Science aims to be such a belief system. It is a systematic approach to understanding the universe by means of testable explanations and predictions. It is carried out by a worldwide community of scientists, within which there is such a diversity of cultures and thought systems that biases to which an individual scientist may be prone are likely to be challenged by others. Test results that cannot be reproduced are rejected.

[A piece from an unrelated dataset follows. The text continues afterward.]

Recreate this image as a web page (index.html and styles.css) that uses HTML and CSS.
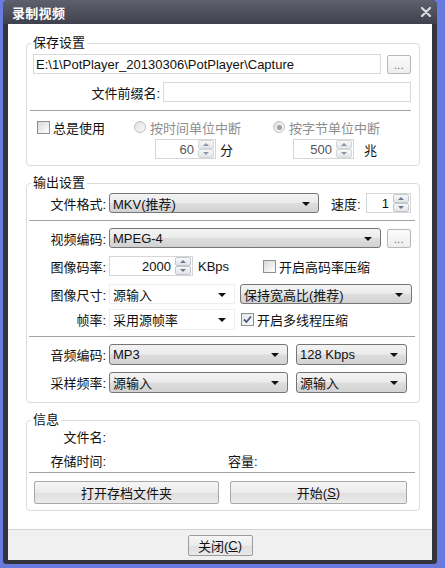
FILE: index.html
```html
<!DOCTYPE html>
<html lang="zh-CN">
<head>
<meta charset="utf-8">
<title>录制视频</title>
<link rel="stylesheet" href="styles.css">
</head>
<body>
<div class="window">
  <div class="titlebar">
    <span class="title">录制视频</span>
    <svg class="close" width="10" height="10" viewBox="0 0 10 10"><path d="M1 1L9 9M9 1L1 9" stroke="#d6d8de" stroke-width="2.4" stroke-linecap="round"/></svg>
  </div>
  <div class="client">
    <div class="main">
      <fieldset class="group g1">
        <legend>保存设置</legend>
        <div class="row h20">
          <div class="input path">E:\1\PotPlayer_20130306\PotPlayer\Capture</div>
          <button class="btn dots">...</button>
        </div>
        <div class="row h20 mt8">
          <span class="label w127">文件前缀名:</span>
          <div class="input grow"></div>
        </div>
        <div class="sep s1"></div>
        <div class="opts">
          <div class="cell c1"><span class="check"></span><span class="txt">总是使用</span></div>
          <div class="cell"><span class="radio"></span><span class="txt dis">按时间单位中断</span></div>
          <div class="cell"><span class="radio on"></span><span class="txt dis">按字节单位中断</span></div>
          <div class="cell"></div>
          <div class="cell sp1"><div class="spin dis w61"><span class="val">60</span><span class="spinbtns"><span class="sb up"></span><span class="sb dn"></span></span></div><span class="unit1">分</span></div>
          <div class="cell sp2"><div class="spin dis w61"><span class="val">500</span><span class="spinbtns"><span class="sb up"></span><span class="sb dn"></span></span></div><span class="unit2">兆</span></div>
        </div>
      </fieldset>

      <fieldset class="group g2">
        <legend>输出设置</legend>
        <div class="row h20">
          <span class="label">文件格式:</span>
          <div class="combo w210"><span class="ctext">MKV(推荐)</span><span class="arrow"></span></div>
          <span class="speed">速度:</span>
          <div class="spin w45 ml-auto"><span class="val">1</span><span class="spinbtns"><span class="sb up"></span><span class="sb dn"></span></span></div>
        </div>
        <div class="sep s2"></div>
        <div class="row h20 mt7">
          <span class="label">视频编码:</span>
          <div class="combo w272"><span class="ctext">MPEG-4</span><span class="arrow"></span></div>
          <button class="btn dots ml-auto">...</button>
        </div>
        <div class="row h20 mt8">
          <span class="label">图像码率:</span>
          <div class="bitrate">
            <div class="spin w84"><span class="val">2000</span><span class="spinbtns"><span class="sb up"></span><span class="sb dn"></span></span></div>
            <span class="kbps">KBps</span>
          </div>
          <span class="check"></span><span class="txt">开启高码率压缩</span>
        </div>
        <div class="row h20 mt8">
          <span class="label">图像尺寸:</span>
          <div class="combo flat w126"><span class="ctext">源输入</span><span class="arrow"></span></div>
          <div class="combo w172 ml5"><span class="ctext">保持宽高比(推荐)</span><span class="arrow"></span></div>
        </div>
        <div class="row h21 mt5">
          <span class="label">帧率:</span>
          <div class="combo flat w126"><span class="ctext">采用源帧率</span><span class="arrow"></span></div>
          <span class="check on ml6"><svg width="11" height="11" viewBox="0 0 11 11"><path d="M2 5.5L4.5 8L9 2.5" fill="none" stroke="#4b5a86" stroke-width="1.8"/></svg></span><span class="txt">开启多线程压缩</span>
        </div>
        <div class="sep s2 mt6"></div>
        <div class="row h21 mt7">
          <span class="label">音频编码:</span>
          <div class="combo w179"><span class="ctext">MP3</span><span class="arrow"></span></div>
          <div class="combo w111 ml8"><span class="ctext">128 Kbps</span><span class="arrow"></span></div>
        </div>
        <div class="row h21 mt7">
          <span class="label">采样频率:</span>
          <div class="combo w179"><span class="ctext">源输入</span><span class="arrow"></span></div>
          <div class="combo w111 ml8"><span class="ctext">源输入</span><span class="arrow"></span></div>
        </div>
      </fieldset>

      <fieldset class="group g3">
        <legend>信息</legend>
        <div class="row h14">
          <span class="label">文件名:</span>
        </div>
        <div class="row h14 mt10">
          <span class="label">存储时间:</span>
          <span class="cap">容量:</span>
        </div>
        <div class="sep s2 mt3"></div>
        <div class="row btnrow">
          <button class="btn big b1">打开存档文件夹</button>
          <button class="btn big b2">开始(<u>S</u>)</button>
        </div>
      </fieldset>
    </div>
    <div class="footer">
      <button class="btn closebtn">关闭(<u>C</u>)</button>
    </div>
  </div>
</div>
</body>
</html>
```

FILE: styles.css
```css
* { box-sizing: border-box; }
body {
  margin: 0;
  background: #6a7bdf;
  font: 13px "Liberation Sans", "Noto Sans CJK SC", sans-serif;
  color: #111;
}
.window {
  margin-left: 3px;
  width: 434px;
  height: 564px;
  background: #33353d;
  border-radius: 5px 5px 3px 3px;
  display: flex;
  flex-direction: column;
  overflow: hidden;
}
.titlebar {
  height: 24px;
  flex: none;
  display: flex;
  align-items: center;
  justify-content: space-between;
  padding: 0 6px 0 9px;
  background: linear-gradient(#5e616d, #3e414c);
}
.title {
  color: #fff;
  font-weight: bold;
  font-size: 13px;
  letter-spacing: 0.3px;
}
.close { margin-top: -1px; }
.client {
  margin: 0 5px 4px;
  flex: 1;
  background: #fff;
  display: flex;
  flex-direction: column;
}
.main {
  height: 505px;
  flex: none;
  padding: 0 12px 0 18px;
  overflow: hidden;
}
.footer {
  height: 31px;
  border-top: 1px solid #d3d3d3;
  background: #f0f0f0;
  display: flex;
  justify-content: center;
  padding-top: 5px;
}

/* group boxes */
.group {
  margin: 10px 0 0 0;
  border: 1px solid #dcdcdc;
  border-radius: 4px;
  padding: 4px 8px 6px 6px;
  min-width: 0;
}
.g1 { margin-top: 12px; padding-bottom: 6px; }
.g2 { padding-top: 3px; padding-bottom: 9px; }
.g3 { padding-top: 4px; padding-bottom: 6px; }
legend {
  padding: 0 2px;
  margin-left: -2px;
  line-height: 14px;
  font-size: 13px;
  color: #111;
}

.row { display: flex; align-items: center; }
.h20 { height: 20px; }
.h21 { height: 21px; }
.h14 { height: 14px; line-height: 14px; }
.mt3 { margin-top: 3px; }
.mt5 { margin-top: 5px; }
.mt6 { margin-top: 6px; }
.mt7 { margin-top: 7px; }
.mt8 { margin-top: 8px; }
.mt10 { margin-top: 10px; }
.ml5 { margin-left: 5px; }
.ml6 { margin-left: 6px; }
.ml8 { margin-left: 8px; }
.ml-auto { margin-left: auto; }

.label {
  width: 73px;
  flex: none;
  text-align: right;
  margin-right: 3px;
  white-space: nowrap;
}
.w127 { width: 127px; }

.sep { height: 1px; background: #a3a3a3; }
.s1 { margin: 8px 0 0 -3px; }
.s2 { margin: 7px -4px 0 -4px; }
.s2.mt6 { margin-top: 6px; }
.s2.mt3 { margin-top: 3px; }

/* inputs */
.input {
  height: 20px;
  border: 1px solid #d9d9d9;
  background: #fff;
  display: flex;
  align-items: center;
  padding-left: 2px;
  white-space: nowrap;
  overflow: hidden;
}
.path { width: 348px; flex: none; }
.grow { flex: 1; }

/* buttons */
.btn {
  font: inherit;
  color: #111;
  border: 1px solid #a9a9a9;
  border-radius: 2px;
  background: linear-gradient(#f6f6f6, #ebebeb 50%, #dfdfdf 51%, #e9e9e9);
  padding: 0;
  margin: 0;
  display: flex;
  align-items: center;
  justify-content: center;
}
.dots {
  width: 24px;
  height: 19px;
  margin-left: auto;
  border-color: #b8b8b8;
  background: linear-gradient(#fbfbfb, #eeeeee);
  font-size: 10px;
  color: #555;
  letter-spacing: 0.5px;
  padding-top: 2px;
}
.btnrow { margin-top: 8px; height: 23px; }
.big { height: 23px; }
.b1 { width: 185px; margin-left: 1px; }
.b2 { width: 177px; margin-left: 11px; }
.closebtn { width: 65px; height: 21px; border-color: #9c9c9c; }
u { text-decoration: underline; text-underline-offset: 1px; }

/* checkbox / radio */
.check {
  width: 13px;
  height: 13px;
  flex: none;
  border: 1px solid #8e8f8f;
  background: linear-gradient(135deg, #d8d8d8, #f4f4f4 70%, #fff);
  display: inline-flex;
  align-items: center;
  justify-content: center;
}
.check.on { background: linear-gradient(135deg, #e4e4e4, #fbfbfb); }
.radio {
  width: 12px;
  height: 12px;
  flex: none;
  border: 1px solid #c2c2c2;
  border-radius: 50%;
  background: linear-gradient(135deg, #e0e0e0, #fafafa);
  display: inline-flex;
  align-items: center;
  justify-content: center;
}
.radio.on::after {
  content: "";
  width: 5px;
  height: 5px;
  border-radius: 50%;
  background: #a0a0a0;
}
.txt { margin-left: 3px; white-space: nowrap; }
.radio + .txt { margin-left: 4px; }
.dis { color: #8e8e8e; }

/* options grid in group 1 */
.opts {
  display: grid;
  grid-template-columns: 101px 139px 1fr;
  grid-template-rows: 14px 20px;
  row-gap: 5px;
  margin-top: 9px;
}
.cell { display: flex; align-items: center; }
.c1 { padding-left: 4px; }
.sp1 { padding-left: 21px; }
.sp2 { padding-left: 20px; }
.unit1 { margin-left: 4px; }
.unit2 { margin-left: 10px; }

/* spinners */
.spin {
  height: 20px;
  flex: none;
  border: 1px solid #d6d6d6;
  background: #fff;
  display: flex;
  align-items: center;
  justify-content: flex-end;
  padding-right: 1px;
}
.spin .val { margin-right: 4px; }
.spin.dis .val { color: #555; }
.w61 { width: 61px; }
.w45 { width: 45px; }
.w84 { width: 84px; }
.spinbtns {
  width: 16px;
  height: 18px;
  display: flex;
  flex-direction: column;
  gap: 0;
}
.sb {
  flex: 1;
  border: 1px solid #c3c7ce;
  border-radius: 2px;
  background: linear-gradient(#f8f8f8, #e2e4e8);
  display: flex;
  align-items: center;
  justify-content: center;
}
.sb::after {
  content: "";
  width: 0;
  height: 0;
  border-left: 3px solid transparent;
  border-right: 3px solid transparent;
}
.sb.up::after { border-bottom: 3px solid #6a7895; }
.sb.dn::after { border-top: 3px solid #6a7895; }
.spin.dis .sb { border-color: #d4d6da; }
.spin.dis .sb.up::after { border-bottom-color: #8c96aa; }
.spin.dis .sb.dn::after { border-top-color: #8c96aa; }

/* combos */
.combo {
  height: 100%;
  flex: none;
  border: 1px solid #767676;
  border-radius: 3px;
  background: linear-gradient(#f3f3f3, #ebebeb 48%, #dddddd 52%, #d2d2d2);
  display: flex;
  align-items: center;
  padding: 0 8px 0 3px;
}
.combo.flat {
  border: 1px solid #eeeeee;
  border-radius: 0;
  background: #fff;
}
.ctext { flex: 1; white-space: nowrap; overflow: hidden; }
.arrow {
  width: 0;
  height: 0;
  border-left: 4px solid transparent;
  border-right: 4px solid transparent;
  border-top: 4px solid #111;
  margin-top: 1px;
}
.w210 { width: 210px; }
.w272 { width: 272px; }
.w126 { width: 126px; }
.w172 { width: 172px; }
.w179 { width: 179px; }
.w111 { width: 111px; }

.speed { margin-left: 12px; }
.bitrate { width: 154px; flex: none; display: flex; align-items: center; }
.kbps { margin-left: 5px; }
.cap { margin-left: 119px; }
```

However, as the history of science demonstrates, even scientists are subject to collective delusions, which get in the way of them seeing things as they really are. Fortunately, there is one class of models for which we need have little concern that the expectations of scientists affect what they see: the models that make seemingly absurd predictions. Nobody expects absurd results, so it is extremely unlikely that observations that confirm them are in any way influenced by our expectations. Such models are, arguably, the closest we can get to the truth.

Quantum mechanics

The theory of Quantum Mechanics fits the bill of making absurd predictions. It was developed early in the twentieth century in order to explain how matter and energy behave at the level of the very small. In particular, it describes how matter and energy can behave both as waves and as particles. Photons, electrons, atoms, even complicated molecules all behave exactly as Quantum Mechanics predicts. It is valid not only for single particles, but also for combinations of particles – physicists call them quantum systems - which interact with each other. All its predictions – even the seemingly absurd – have turned out to be valid. There is no scientifically documented evidence that appears to contradict the theory. It is the most accurate and reliable theory ever devised by science. Where it conflicts with General relativity, experimental evidence consistently confirms that Quantum Mechanics is right and General Relativity is wrong. In other words, of all scientific theories it is the one for which we have the least cause to doubt the reality of the picture it paints of our universe. It is for this reason that the Quantum Occam hypothesis is grounded in Quantum Mechanics.